§ Supplied data
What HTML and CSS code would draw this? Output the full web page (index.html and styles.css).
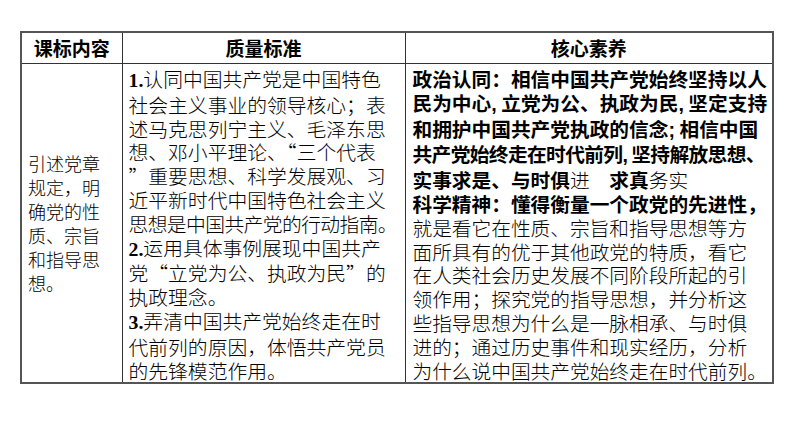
FILE: index.html
```html
<!DOCTYPE html>
<html lang="zh">
<head>
<meta charset="utf-8">
<title>课标内容</title>
<link rel="stylesheet" href="styles.css">
</head>
<body>
<div class="page">
  <table class="std">
    <colgroup>
      <col class="c1">
      <col class="c2">
      <col class="c3">
    </colgroup>
    <thead>
      <tr>
        <th>课标内容</th>
        <th>质量标准</th>
        <th>核心素养</th>
      </tr>
    </thead>
    <tbody>
      <tr>
        <td class="topic">
          <div>引述党章</div>
          <div>规定，明</div>
          <div>确党的性</div>
          <div>质、宗旨</div>
          <div>和指导思</div>
          <div>想。</div>
        </td>
        <td class="quality">
          <div><b class="num">1.</b>认同中国共产党是中国特色</div>
          <div>社会主义事业的领导核心；表</div>
          <div>述马克思列宁主义、毛泽东思</div>
          <div>想、邓小平理论、“三个代表</div>
          <div>”重要思想、科学发展观、习</div>
          <div>近平新时代中国特色社会主义</div>
          <div class="tight">思想是中国共产党的行动指南。</div>
          <div><b class="num">2.</b>运用具体事例展现中国共产</div>
          <div>党“立党为公、执政为民”的</div>
          <div>执政理念。</div>
          <div><b class="num">3.</b>弄清中国共产党始终走在时</div>
          <div>代前列的原因，体悟共产党员</div>
          <div>的先锋模范作用。</div>
        </td>
        <td class="core">
          <div class="strong">政治认同：相信中国共产党始终坚持以人</div>
          <div class="strong">民为中心<span class="cm">,</span> 立党为公、执政为民<span class="cm">,</span> 坚定支持</div>
          <div class="strong">和拥护中国共产党执政的信念<span class="cm">;</span> 相信中国</div>
          <div class="strong tight">共产党始终走在时代前列<span class="cm">,</span> 坚持解放思想、</div>
          <div class="strong">实事求是、与时俱<span class="thin">进</span>　求真<span class="thin">务实</span></div>
          <div class="strong">科学精神：懂得衡量一个政党的先进性，</div>
          <div>就是看它在性质、宗旨和指导思想等方</div>
          <div>面所具有的优于其他政党的特质，看它</div>
          <div>在人类社会历史发展不同阶段所起的引</div>
          <div>领作用；探究党的指导思想，并分析这</div>
          <div>些指导思想为什么是一脉相承、与时俱</div>
          <div>进的；通过历史事件和现实经历，分析</div>
          <div>为什么说中国共产党始终走在时代前列。</div>
        </td>
      </tr>
    </tbody>
  </table>
</div>
</body>
</html>
```

FILE: styles.css
```css
html, body {
  margin: 0;
  padding: 0;
  background: #fff;
}

.page {
  padding: 31px 0 0 20px;
  font-family: "Noto Sans CJK SC", "Noto Sans", sans-serif;
  color: #000;
}

.std {
  border-collapse: collapse;
  table-layout: fixed;
  width: 752px;
  border: 2px solid #555;
}

.c1 { width: 101px; }
.c2 { width: 283px; }
.c3 { width: 368px; }

.std th,
.std td {
  border: 1px solid #333;
  padding: 0;
}

.std th {
  height: 30px;
  font-size: 19px;
  font-weight: 700;
  line-height: 30px;
  text-align: center;
}

.std td {
  height: 312px;
  vertical-align: top;
  font-weight: 300;
}

.std td div {
  white-space: nowrap;
}

.topic {
  vertical-align: middle !important;
  padding-left: 6px !important;
  font-size: 18px;
  line-height: 24px;
}

.quality {
  padding: 3px 0 0 6px !important;
  font-size: 19.8px;
  line-height: 23.8px;
}

.core {
  padding: 3px 0 0 7px !important;
  font-size: 19.7px;
  line-height: 23.8px;
}

.num {
  font-family: "Liberation Serif", serif;
  font-weight: 700;
}

.strong {
  font-weight: 700;
}

.thin {
  font-weight: 300;
}

.cm {
  font-family: "Liberation Sans", sans-serif;
}

.tight {
  letter-spacing: -0.6px;
}
```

§ Task details
Extract every line of the data exactly; pictures stay out.

§ Task result
What HTML and CSS code would draw this? Output the full web page (index.html and styles.css).
FILE: index.html
```html
<!DOCTYPE html>
<html lang="zh">
<head>
<meta charset="utf-8">
<title>课标内容</title>
<link rel="stylesheet" href="styles.css">
</head>
<body>
<div class="page">
  <table class="std">
    <colgroup>
      <col class="c1">
      <col class="c2">
      <col class="c3">
    </colgroup>
    <thead>
      <tr>
        <th>课标内容</th>
        <th>质量标准</th>
        <th>核心素养</th>
      </tr>
    </thead>
    <tbody>
      <tr>
        <td class="topic">
          <div>引述党章</div>
          <div>规定，明</div>
          <div>确党的性</div>
          <div>质、宗旨</div>
          <div>和指导思</div>
          <div>想。</div>
        </td>
        <td class="quality">
          <div><b class="num">1.</b>认同中国共产党是中国特色</div>
          <div>社会主义事业的领导核心；表</div>
          <div>述马克思列宁主义、毛泽东思</div>
          <div>想、邓小平理论、“三个代表</div>
          <div>”重要思想、科学发展观、习</div>
          <div>近平新时代中国特色社会主义</div>
          <div class="tight">思想是中国共产党的行动指南。</div>
          <div><b class="num">2.</b>运用具体事例展现中国共产</div>
          <div>党“立党为公、执政为民”的</div>
          <div>执政理念。</div>
          <div><b class="num">3.</b>弄清中国共产党始终走在时</div>
          <div>代前列的原因，体悟共产党员</div>
          <div>的先锋模范作用。</div>
        </td>
        <td class="core">
          <div class="strong">政治认同：相信中国共产党始终坚持以人</div>
          <div class="strong">民为中心<span class="cm">,</span> 立党为公、执政为民<span class="cm">,</span> 坚定支持</div>
          <div class="strong">和拥护中国共产党执政的信念<span class="cm">;</span> 相信中国</div>
          <div class="strong tight">共产党始终走在时代前列<span class="cm">,</span> 坚持解放思想、</div>
          <div class="strong">实事求是、与时俱<span class="thin">进</span>　求真<span class="thin">务实</span></div>
          <div class="strong">科学精神：懂得衡量一个政党的先进性，</div>
          <div>就是看它在性质、宗旨和指导思想等方</div>
          <div>面所具有的优于其他政党的特质，看它</div>
          <div>在人类社会历史发展不同阶段所起的引</div>
          <div>领作用；探究党的指导思想，并分析这</div>
          <div>些指导思想为什么是一脉相承、与时俱</div>
          <div>进的；通过历史事件和现实经历，分析</div>
          <div>为什么说中国共产党始终走在时代前列。</div>
        </td>
      </tr>
    </tbody>
  </table>
</div>
</body>
</html>
```

FILE: styles.css
```css
html, body {
  margin: 0;
  padding: 0;
  background: #fff;
}

.page {
  padding: 31px 0 0 20px;
  font-family: "Noto Sans CJK SC", "Noto Sans", sans-serif;
  color: #000;
}

.std {
  border-collapse: collapse;
  table-layout: fixed;
  width: 752px;
  border: 2px solid #555;
}

.c1 { width: 101px; }
.c2 { width: 283px; }
.c3 { width: 368px; }

.std th,
.std td {
  border: 1px solid #333;
  padding: 0;
}

.std th {
  height: 30px;
  font-size: 19px;
  font-weight: 700;
  line-height: 30px;
  text-align: center;
}

.std td {
  height: 312px;
  vertical-align: top;
  font-weight: 300;
}

.std td div {
  white-space: nowrap;
}

.topic {
  vertical-align: middle !important;
  padding-left: 6px !important;
  font-size: 18px;
  line-height: 24px;
}

.quality {
  padding: 3px 0 0 6px !important;
  font-size: 19.8px;
  line-height: 23.8px;
}

.core {
  padding: 3px 0 0 7px !important;
  font-size: 19.7px;
  line-height: 23.8px;
}

.num {
  font-family: "Liberation Serif", serif;
  font-weight: 700;
}

.strong {
  font-weight: 700;
}

.thin {
  font-weight: 300;
}

.cm {
  font-family: "Liberation Sans", sans-serif;
}

.tight {
  letter-spacing: -0.6px;
}
```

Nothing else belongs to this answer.